Navigating the Challenges and Ethical Considerations

While powerful, AI is not a magic bullet. Being aware of its limitations is crucial for effective use.

  • Data Bias: AI models learn from historical data. If that data contains societal or market biases (e.g., only targeting a specific demographic), the AI's recommendations will perpetuate and amplify those biases. It is critical to use diverse data sets and continually audit outcomes for fairness.
  • The Black Box Problem: Some complex AI models can provide an answer without a clear explanation of how it arrived there. For critical decisions, seek tools that offer a degree of explainability or "interpretability" to understand the reasoning behind a recommendation.
  • Over-Reliance on Quantitative Data: AI excels with quantitative data but can struggle with deep, qualitative human context. The "why" behind a sentiment can sometimes be lost. The most effective strategies combine AI's broad, quantitative insights with traditional, deep qualitative research like user interviews.
  • Data Privacy: When scraping and analyzing public data, it is imperative to use tools that comply with global data privacy regulations like GDPR and CCPA. Consumer trust is a priceless asset that must be protected.

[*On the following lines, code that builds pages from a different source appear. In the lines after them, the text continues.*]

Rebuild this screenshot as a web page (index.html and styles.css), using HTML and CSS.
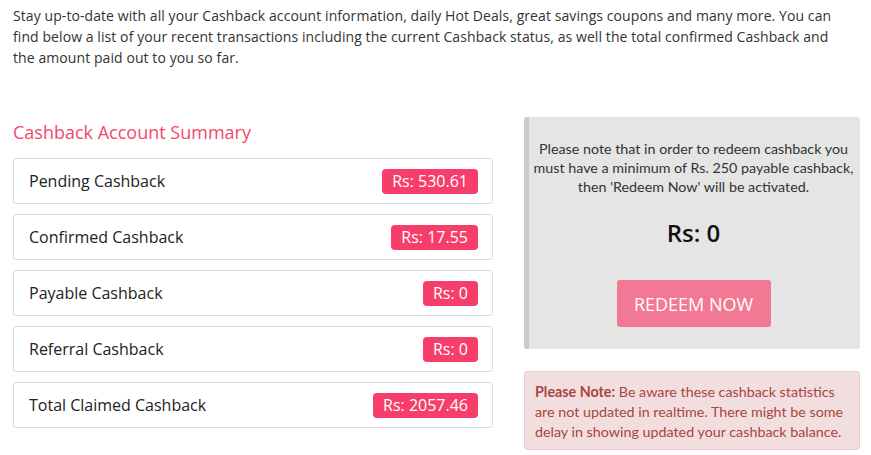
FILE: index.html
```html
<!DOCTYPE html>
<html>
<head>
<meta charset="utf-8">
<link rel="stylesheet" href="styles.css">
</head>
<body>
<p class="intro">Stay up-to-date with all your Cashback account information, daily Hot Deals, great savings coupons and many more. You can find below a list of your recent transactions including the current Cashback status, as well the total confirmed Cashback and the amount paid out to you so far.</p>
<div class="cols">
  <div class="left">
    <h3 class="title">Cashback Account Summary</h3>
    <div class="row"><span class="label">Pending Cashback</span><span class="badge">Rs: 530.61</span></div>
    <div class="row"><span class="label">Confirmed Cashback</span><span class="badge">Rs: 17.55</span></div>
    <div class="row"><span class="label">Payable Cashback</span><span class="badge">Rs: 0</span></div>
    <div class="row"><span class="label">Referral Cashback</span><span class="badge">Rs: 0</span></div>
    <div class="row"><span class="label">Total Claimed Cashback</span><span class="badge">Rs: 2057.46</span></div>
  </div>
  <div class="right">
    <div class="panel">
      <p class="panel-text">Please note that in order to redeem cashback you must have a minimum of Rs. 250 payable cashback, then 'Redeem Now' will be activated.</p>
      <div class="amount">Rs: 0</div>
      <button class="redeem">REDEEM NOW</button>
    </div>
    <div class="note"><b>Please Note:</b> Be aware these cashback statistics are not updated in realtime. There might be some delay in showing updated your cashback balance.</div>
  </div>
</div>
</body>
</html>
```
FILE: styles.css
```css
html, body { margin: 0; padding: 0; background: #fff; }
body { font-family: "Open Sans", sans-serif; color: #222; }
.intro {
  margin: 0;
  padding: 5px 0 0 13px;
  width: 830px;
  font-size: 14px;
  line-height: 21px;
  letter-spacing: 0.08px;
  color: #333;
}
.cols {
  display: flex;
  gap: 31px;
  padding: 0 11px 0 13px;
  margin-top: 49px;
}
.left { width: 480px; padding-top: 3px; }
.title {
  margin: 0 0 14px;
  font-weight: 400;
  font-size: 18px;
  line-height: 24px;
  color: #f3476e;
}
.row {
  display: flex;
  justify-content: space-between;
  align-items: center;
  height: 44px;
  border: 1px solid #dcdcdc;
  border-radius: 3px;
  padding: 0 14px 0 15px;
  margin-bottom: 10px;
}
.label { font-size: 16px; color: #222; }
.badge {
  background: #f73e6a;
  color: #fff;
  font-size: 16px;
  line-height: 25px;
  padding: 0 10px;
  border-radius: 4px;
}
.right { width: 336px; }
.panel {
  background: #e5e5e5;
  border-left: 5px solid #cbcbcb;
  border-radius: 3px;
  height: 232px;
  box-sizing: border-box;
  padding: 22px 4px 0 2px;
  text-align: center;
  font-family: "Lato", sans-serif;
}
.panel-text {
  margin: 0;
  font-size: 14.3px;
  font-weight: 400;
  line-height: 19px;
  color: #333;
}
.amount {
  font-family: "Open Sans", sans-serif;
  font-weight: 600;
  font-size: 24px;
  line-height: 30px;
  color: #111;
  margin-top: 22px;
}
.redeem {
  display: inline-block;
  margin-top: 32px;
  width: 154px;
  height: 47px;
  border: none;
  border-radius: 3px;
  background: #f37893;
  color: #fff;
  font-family: "Open Sans", sans-serif;
  font-size: 18px;
  padding: 0;
}
.note {
  margin-top: 22px;
  background: #f2dede;
  border: 1px solid #ebccd1;
  border-radius: 3px;
  color: #a94442;
  font-family: "Lato", sans-serif;
  font-size: 14.3px;
  font-weight: 400;
  line-height: 20px;
  padding: 10px 8px 7px 10px;
}
.note b { font-weight: 700; }
```
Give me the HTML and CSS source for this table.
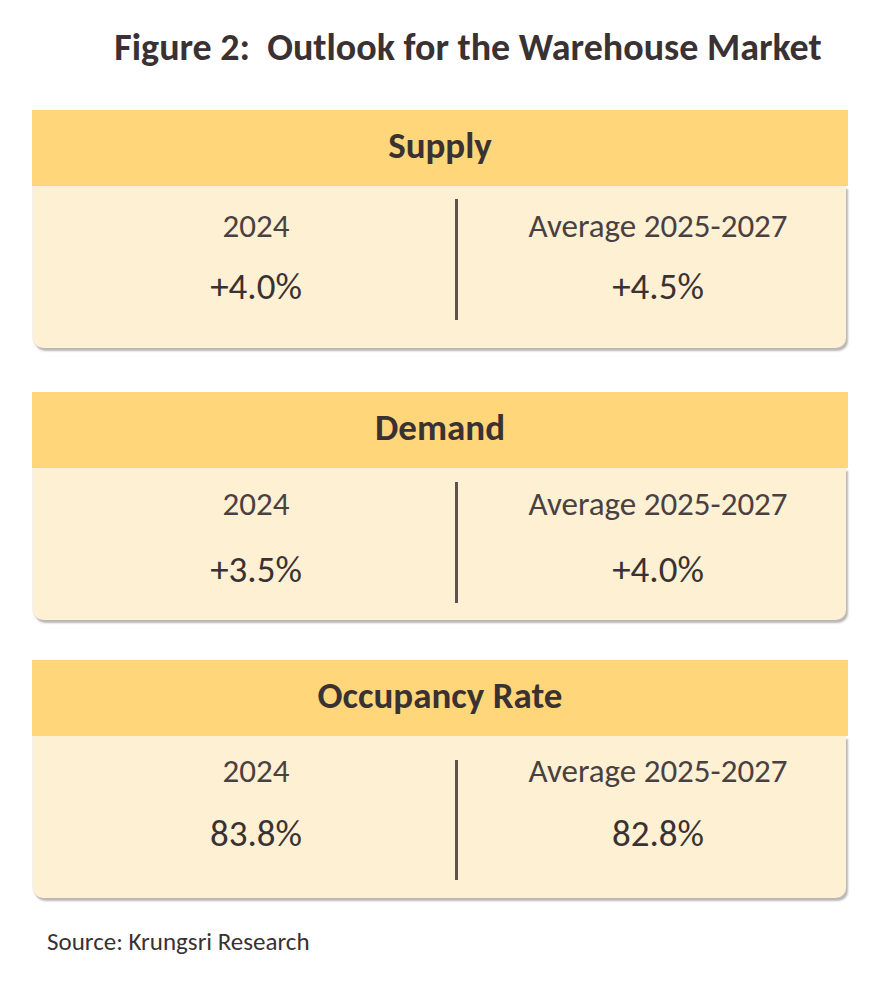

The Future of AI in Product Research

The technology is advancing at a breathtaking pace. We are moving from descriptive analytics (what happened) to predictive (what will happen) and finally to prescriptive analytics (what we should do about it). The next frontier includes:

  • Generative AI for Concept Creation: Beyond analyzing text, generative AI models will be able to create photorealistic product images and mockups based on text descriptions of market needs, allowing for ultra-rapid prototyping and visual testing.
  • Hyper-Personalized Products: AI will enable mass customization by identifying micro-segments of customers with highly specific needs, allowing for products tailored to niches previously considered too small to serve profitably.
  • Cross-Domain Innovation: AI will be able to identify successful features and technologies in completely unrelated industries and suggest their application to new product categories, driving unprecedented innovation.

The businesses that will dominate the next decade are not those with the biggest budgets, but those with the deepest insights. They will be the ones who listen most intently to the digital murmur of the market, interpreting its desires and frustrations with the help of artificial intelligence. The barrier to entry for world-class product research has collapsed; the insights that were once the exclusive domain of Fortune 500 companies are now accessible to all. The question is no longer if you can afford to use these tools, but if you can afford the catastrophic cost of launching blind. The data is speaking. It's time to start listening.